#### Given exercise
Gather each line of the records where "page" appears.

Data items:

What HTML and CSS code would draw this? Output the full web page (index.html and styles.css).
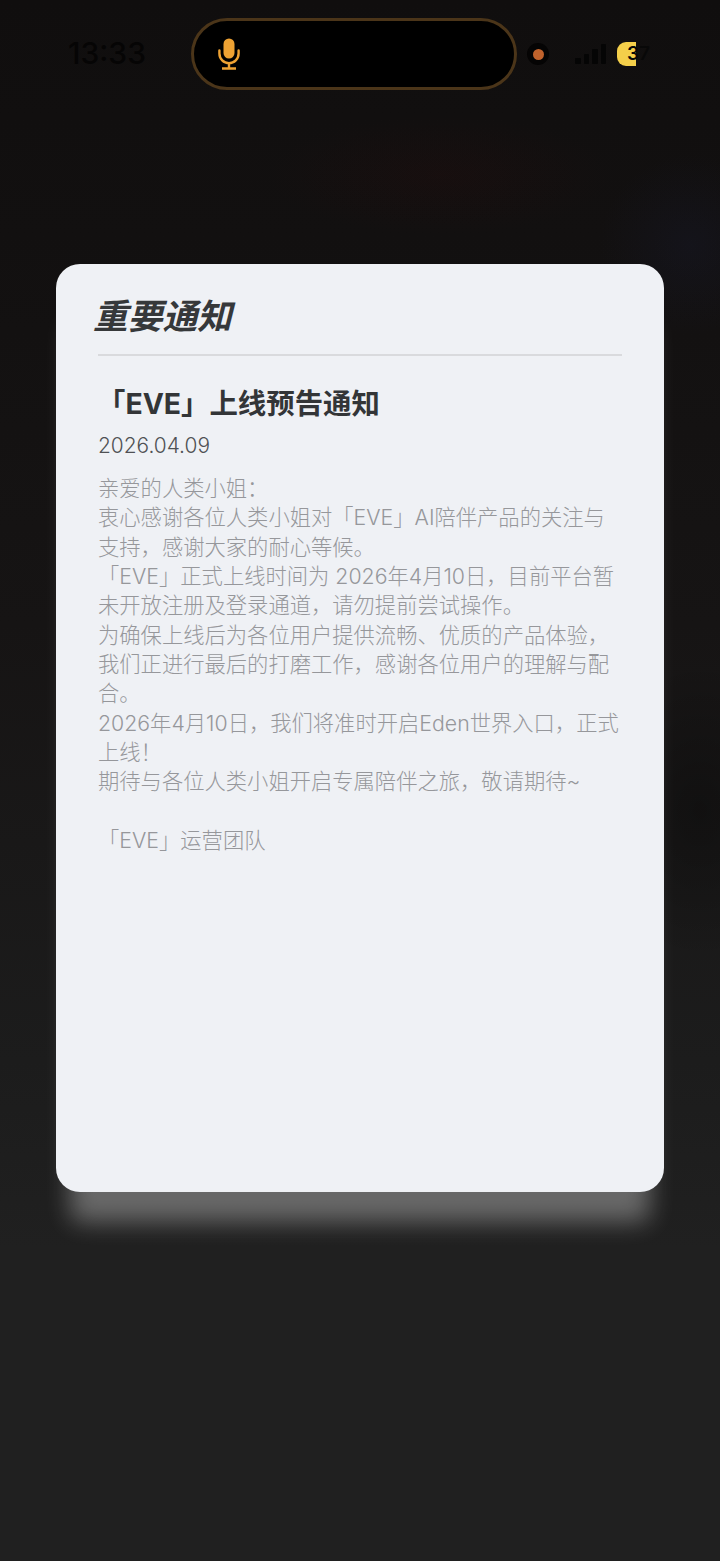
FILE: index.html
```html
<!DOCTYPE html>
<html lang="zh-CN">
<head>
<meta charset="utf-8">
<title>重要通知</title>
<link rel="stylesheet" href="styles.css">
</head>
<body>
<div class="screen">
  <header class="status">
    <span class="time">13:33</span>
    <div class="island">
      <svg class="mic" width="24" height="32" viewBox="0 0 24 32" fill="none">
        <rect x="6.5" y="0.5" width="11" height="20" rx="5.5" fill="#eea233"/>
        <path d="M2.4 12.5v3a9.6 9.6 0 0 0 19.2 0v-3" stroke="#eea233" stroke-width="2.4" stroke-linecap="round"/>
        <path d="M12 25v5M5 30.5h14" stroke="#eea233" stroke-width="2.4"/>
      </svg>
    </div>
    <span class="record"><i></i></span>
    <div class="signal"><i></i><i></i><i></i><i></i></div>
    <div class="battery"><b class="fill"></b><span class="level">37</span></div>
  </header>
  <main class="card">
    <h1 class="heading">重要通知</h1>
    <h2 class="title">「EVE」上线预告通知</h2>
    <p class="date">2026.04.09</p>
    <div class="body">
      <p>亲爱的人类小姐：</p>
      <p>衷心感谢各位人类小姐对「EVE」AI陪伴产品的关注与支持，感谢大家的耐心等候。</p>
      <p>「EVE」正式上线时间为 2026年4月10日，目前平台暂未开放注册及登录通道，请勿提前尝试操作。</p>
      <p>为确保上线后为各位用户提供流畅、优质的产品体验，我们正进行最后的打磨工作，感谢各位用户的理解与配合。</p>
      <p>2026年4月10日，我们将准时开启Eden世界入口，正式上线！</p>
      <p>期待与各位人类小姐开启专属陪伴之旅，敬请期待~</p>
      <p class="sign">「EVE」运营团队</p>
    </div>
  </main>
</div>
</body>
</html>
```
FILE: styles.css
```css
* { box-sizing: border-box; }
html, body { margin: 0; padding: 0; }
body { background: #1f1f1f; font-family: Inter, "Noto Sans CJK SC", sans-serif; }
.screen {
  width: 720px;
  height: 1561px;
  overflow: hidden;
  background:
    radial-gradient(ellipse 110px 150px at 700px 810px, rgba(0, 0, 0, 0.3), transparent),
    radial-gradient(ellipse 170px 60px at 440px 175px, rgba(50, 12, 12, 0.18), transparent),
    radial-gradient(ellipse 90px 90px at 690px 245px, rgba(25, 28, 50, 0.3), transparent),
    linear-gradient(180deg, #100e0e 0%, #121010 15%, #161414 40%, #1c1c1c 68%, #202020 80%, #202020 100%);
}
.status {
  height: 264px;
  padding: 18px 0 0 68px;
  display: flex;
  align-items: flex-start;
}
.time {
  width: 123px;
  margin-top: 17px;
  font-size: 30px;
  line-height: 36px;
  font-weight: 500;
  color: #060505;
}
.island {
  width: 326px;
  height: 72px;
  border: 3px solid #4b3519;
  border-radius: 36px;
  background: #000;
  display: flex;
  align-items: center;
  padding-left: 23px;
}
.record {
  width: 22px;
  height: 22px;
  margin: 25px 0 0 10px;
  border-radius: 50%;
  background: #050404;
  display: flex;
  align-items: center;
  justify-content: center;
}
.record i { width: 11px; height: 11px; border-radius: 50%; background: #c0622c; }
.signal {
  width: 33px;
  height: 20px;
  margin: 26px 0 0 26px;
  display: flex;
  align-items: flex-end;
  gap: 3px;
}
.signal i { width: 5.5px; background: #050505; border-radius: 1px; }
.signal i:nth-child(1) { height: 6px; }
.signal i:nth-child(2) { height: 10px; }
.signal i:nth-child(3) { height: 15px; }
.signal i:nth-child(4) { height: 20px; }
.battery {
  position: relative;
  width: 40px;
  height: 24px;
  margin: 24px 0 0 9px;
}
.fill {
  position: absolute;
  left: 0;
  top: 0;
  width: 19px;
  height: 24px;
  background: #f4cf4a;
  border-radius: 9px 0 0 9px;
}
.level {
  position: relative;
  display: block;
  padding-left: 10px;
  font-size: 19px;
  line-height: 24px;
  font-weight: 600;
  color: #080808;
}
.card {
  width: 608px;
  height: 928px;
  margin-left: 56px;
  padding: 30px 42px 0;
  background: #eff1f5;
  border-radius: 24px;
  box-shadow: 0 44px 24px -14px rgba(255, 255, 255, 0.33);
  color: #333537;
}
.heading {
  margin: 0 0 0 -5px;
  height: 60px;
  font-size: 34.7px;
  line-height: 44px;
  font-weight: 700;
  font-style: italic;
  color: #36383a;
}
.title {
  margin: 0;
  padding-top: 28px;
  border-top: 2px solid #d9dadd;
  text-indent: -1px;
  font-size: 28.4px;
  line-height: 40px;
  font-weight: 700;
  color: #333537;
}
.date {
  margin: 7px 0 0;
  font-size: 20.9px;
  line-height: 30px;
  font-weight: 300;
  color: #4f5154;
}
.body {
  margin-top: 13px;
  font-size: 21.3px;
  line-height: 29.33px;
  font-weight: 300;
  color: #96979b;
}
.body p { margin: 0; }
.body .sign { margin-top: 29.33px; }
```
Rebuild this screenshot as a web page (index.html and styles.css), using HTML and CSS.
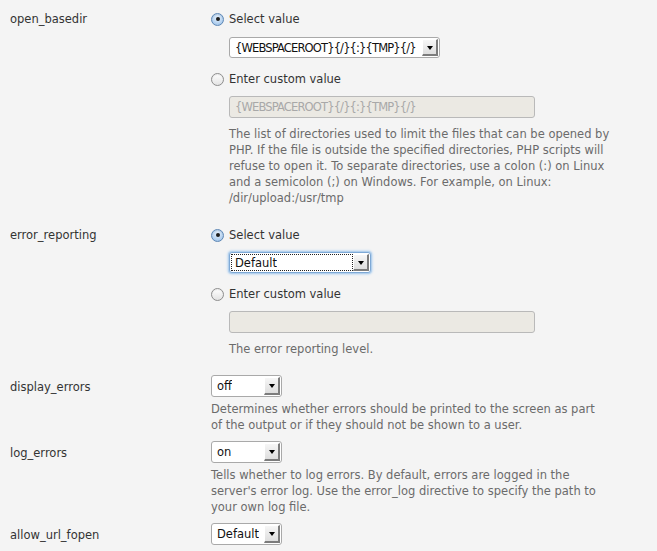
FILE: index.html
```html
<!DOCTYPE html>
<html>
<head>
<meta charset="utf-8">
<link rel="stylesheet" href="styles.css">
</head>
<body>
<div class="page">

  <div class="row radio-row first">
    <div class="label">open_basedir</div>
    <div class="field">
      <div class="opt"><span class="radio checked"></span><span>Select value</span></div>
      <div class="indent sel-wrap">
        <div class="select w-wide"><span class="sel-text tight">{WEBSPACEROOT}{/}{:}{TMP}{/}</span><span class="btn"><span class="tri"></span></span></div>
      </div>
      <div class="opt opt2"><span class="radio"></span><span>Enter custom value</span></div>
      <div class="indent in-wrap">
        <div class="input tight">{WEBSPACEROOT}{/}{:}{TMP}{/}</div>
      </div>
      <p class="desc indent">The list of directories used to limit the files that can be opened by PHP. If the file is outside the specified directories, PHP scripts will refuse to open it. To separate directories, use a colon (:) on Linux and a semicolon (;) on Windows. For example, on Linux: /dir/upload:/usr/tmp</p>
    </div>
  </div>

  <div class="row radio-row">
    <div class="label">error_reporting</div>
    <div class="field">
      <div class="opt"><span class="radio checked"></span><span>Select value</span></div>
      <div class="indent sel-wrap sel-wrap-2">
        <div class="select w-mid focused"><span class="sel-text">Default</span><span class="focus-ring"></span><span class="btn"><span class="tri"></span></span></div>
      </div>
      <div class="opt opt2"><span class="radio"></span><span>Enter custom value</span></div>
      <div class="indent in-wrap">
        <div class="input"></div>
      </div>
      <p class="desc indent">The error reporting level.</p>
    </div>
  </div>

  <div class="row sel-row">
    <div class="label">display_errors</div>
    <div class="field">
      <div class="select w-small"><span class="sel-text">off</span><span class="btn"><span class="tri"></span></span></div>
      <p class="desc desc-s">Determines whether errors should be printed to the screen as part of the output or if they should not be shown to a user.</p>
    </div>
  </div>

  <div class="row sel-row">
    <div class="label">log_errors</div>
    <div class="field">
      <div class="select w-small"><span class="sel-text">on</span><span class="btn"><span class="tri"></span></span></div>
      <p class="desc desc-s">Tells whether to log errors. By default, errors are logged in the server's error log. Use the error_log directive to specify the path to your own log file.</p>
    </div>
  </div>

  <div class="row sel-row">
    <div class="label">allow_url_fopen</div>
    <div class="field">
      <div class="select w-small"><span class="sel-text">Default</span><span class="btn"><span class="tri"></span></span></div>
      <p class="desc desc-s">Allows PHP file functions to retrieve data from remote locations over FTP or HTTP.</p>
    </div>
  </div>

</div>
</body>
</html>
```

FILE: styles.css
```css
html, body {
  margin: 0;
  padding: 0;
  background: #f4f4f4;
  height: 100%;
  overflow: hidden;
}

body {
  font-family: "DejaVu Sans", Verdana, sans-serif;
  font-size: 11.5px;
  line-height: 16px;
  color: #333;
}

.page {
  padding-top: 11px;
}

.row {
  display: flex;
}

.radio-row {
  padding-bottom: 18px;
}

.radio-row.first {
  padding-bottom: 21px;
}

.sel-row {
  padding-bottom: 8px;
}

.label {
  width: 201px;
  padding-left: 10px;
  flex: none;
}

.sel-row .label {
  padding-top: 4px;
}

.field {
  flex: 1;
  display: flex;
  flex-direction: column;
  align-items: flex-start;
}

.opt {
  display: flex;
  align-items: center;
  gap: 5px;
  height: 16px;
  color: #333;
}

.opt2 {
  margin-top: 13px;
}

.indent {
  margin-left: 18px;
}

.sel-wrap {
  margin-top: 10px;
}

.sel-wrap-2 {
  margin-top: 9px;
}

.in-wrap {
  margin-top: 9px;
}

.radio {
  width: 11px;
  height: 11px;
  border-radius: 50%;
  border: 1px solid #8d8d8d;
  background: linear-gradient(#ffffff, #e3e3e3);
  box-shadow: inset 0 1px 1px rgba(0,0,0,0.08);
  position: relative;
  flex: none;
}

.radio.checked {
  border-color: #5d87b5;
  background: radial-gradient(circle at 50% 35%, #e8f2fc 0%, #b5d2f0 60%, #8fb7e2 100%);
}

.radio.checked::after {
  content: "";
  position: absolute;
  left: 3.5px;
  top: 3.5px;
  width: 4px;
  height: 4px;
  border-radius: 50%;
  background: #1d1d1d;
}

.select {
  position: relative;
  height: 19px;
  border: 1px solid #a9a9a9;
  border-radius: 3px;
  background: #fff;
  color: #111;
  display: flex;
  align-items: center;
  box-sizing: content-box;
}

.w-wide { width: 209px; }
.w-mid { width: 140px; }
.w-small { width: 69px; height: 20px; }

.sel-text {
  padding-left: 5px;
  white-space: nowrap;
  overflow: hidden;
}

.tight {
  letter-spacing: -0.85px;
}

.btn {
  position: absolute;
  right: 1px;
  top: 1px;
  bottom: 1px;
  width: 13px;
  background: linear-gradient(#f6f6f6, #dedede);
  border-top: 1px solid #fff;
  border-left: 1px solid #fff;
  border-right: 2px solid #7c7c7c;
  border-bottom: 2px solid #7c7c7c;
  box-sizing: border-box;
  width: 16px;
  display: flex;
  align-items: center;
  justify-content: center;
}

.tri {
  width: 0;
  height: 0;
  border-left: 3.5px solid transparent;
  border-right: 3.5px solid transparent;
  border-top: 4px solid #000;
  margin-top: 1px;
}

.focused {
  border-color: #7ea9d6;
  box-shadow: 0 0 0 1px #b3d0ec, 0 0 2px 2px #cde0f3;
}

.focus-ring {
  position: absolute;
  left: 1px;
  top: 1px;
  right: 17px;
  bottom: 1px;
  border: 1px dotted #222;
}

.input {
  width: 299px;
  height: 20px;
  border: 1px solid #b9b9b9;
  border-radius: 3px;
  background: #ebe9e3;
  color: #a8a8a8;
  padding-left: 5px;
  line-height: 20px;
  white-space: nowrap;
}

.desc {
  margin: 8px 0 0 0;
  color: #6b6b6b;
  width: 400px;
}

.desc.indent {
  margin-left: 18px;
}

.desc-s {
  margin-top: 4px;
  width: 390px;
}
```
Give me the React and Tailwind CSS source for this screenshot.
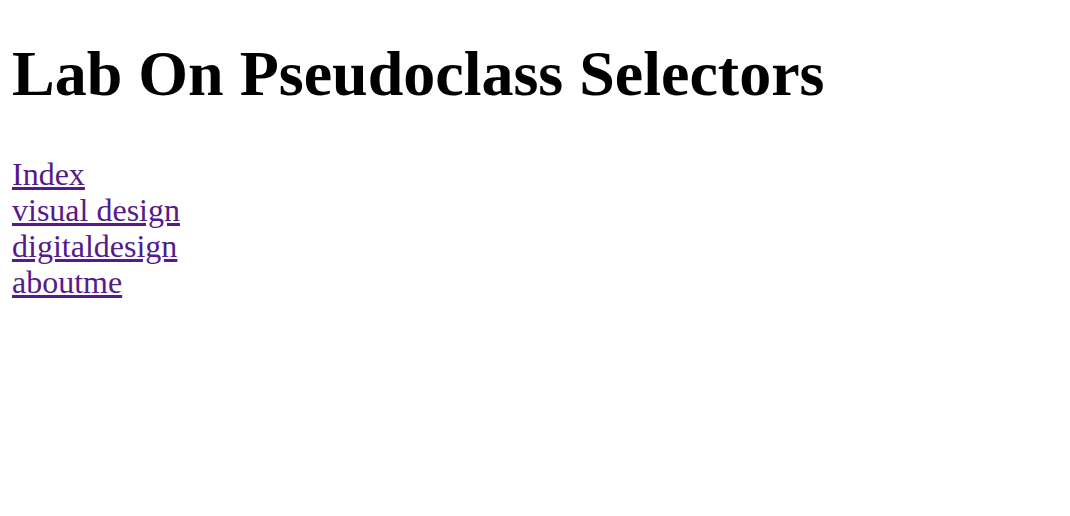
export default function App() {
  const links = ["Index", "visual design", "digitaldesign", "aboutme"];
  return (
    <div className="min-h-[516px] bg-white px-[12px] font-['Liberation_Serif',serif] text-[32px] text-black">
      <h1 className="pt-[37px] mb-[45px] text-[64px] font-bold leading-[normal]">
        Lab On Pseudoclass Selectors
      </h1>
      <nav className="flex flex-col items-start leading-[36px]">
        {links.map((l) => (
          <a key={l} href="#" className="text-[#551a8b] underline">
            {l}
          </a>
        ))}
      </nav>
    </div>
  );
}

#### Problem solution
What HTML and CSS code would draw this? Output the full web page (index.html and styles.css).
Rebuild this screenshot as a web page (index.html and styles.css), using HTML and CSS.
<div class="page">
.page {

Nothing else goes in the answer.